2:11. And every tongue confess that the Lord Jesus Christ is in the glory of God the Father.
Every tongue must confess. The meaning of the next words in the Greek appears to be, that Jesus Christ is Lord, in the glory of God the Father. That he shares the same glory with God the Father, and is Lord of all creation, to all eternity. This will be finally accomplished at the great day when Christ will come in the glory of his Father, and attended by the holy Angels (Mt 16:27).
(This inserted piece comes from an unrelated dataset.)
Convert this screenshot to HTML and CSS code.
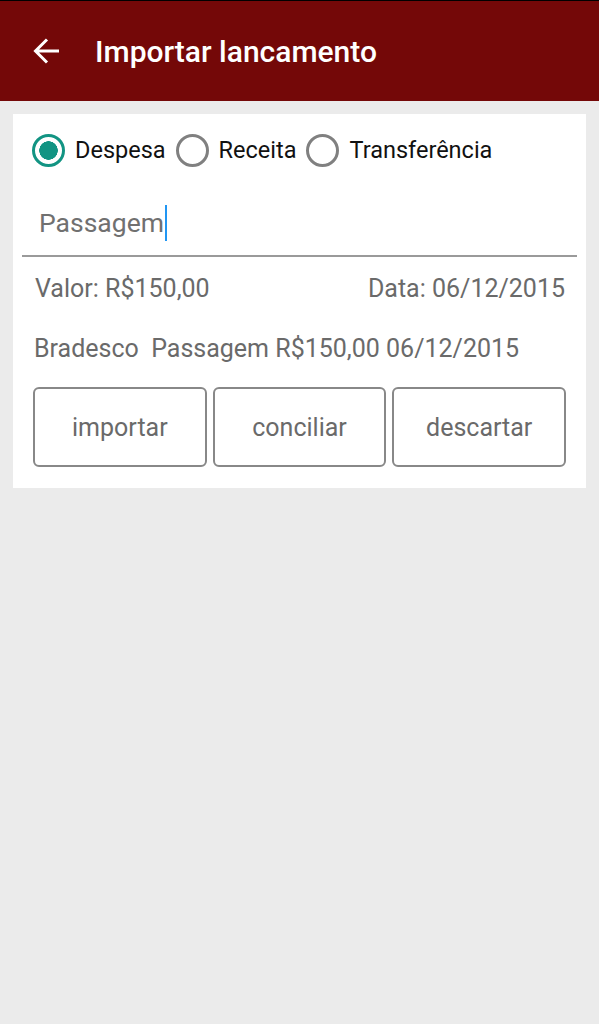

The truth stated in this passage, that the attribute of humility is an integral and essential part of the nature of God, was entirely unknown to the pagan world, before the coming of Christ: nor indeed was it revealed even in the Scriptures of the Old Testament. Even to the holy Angels it was not, until that time, made known in its full extent. The pride of Lucifer was shocked by the partial revelation of it. It is commonly thought that Satan refused to believe in the Incarnation of the Son of God, until convinced by the miracles of Christ. It must always remain, when reflected on, a cause of wonder and astonishment. Nevertheless some indication or confirmation of it may be gathered from the consideration of God’s providence in the care of creation, which descends to the minutest particulars, and provides continually for the wants and necessities of the least and humblest of his creatures. The charity and humility of God are commensurate, both far transcending any mental powers we possess to fathom or comprehend. Jesus Christ has given the proof and example equally of both; and by doing so earned and merited the inconceivable exaltation to which he is raised in glory, at the right hand of God. And of that divine glory you, Philippians, will also be partakers, if you will become imitators of the humility and charity of Christ.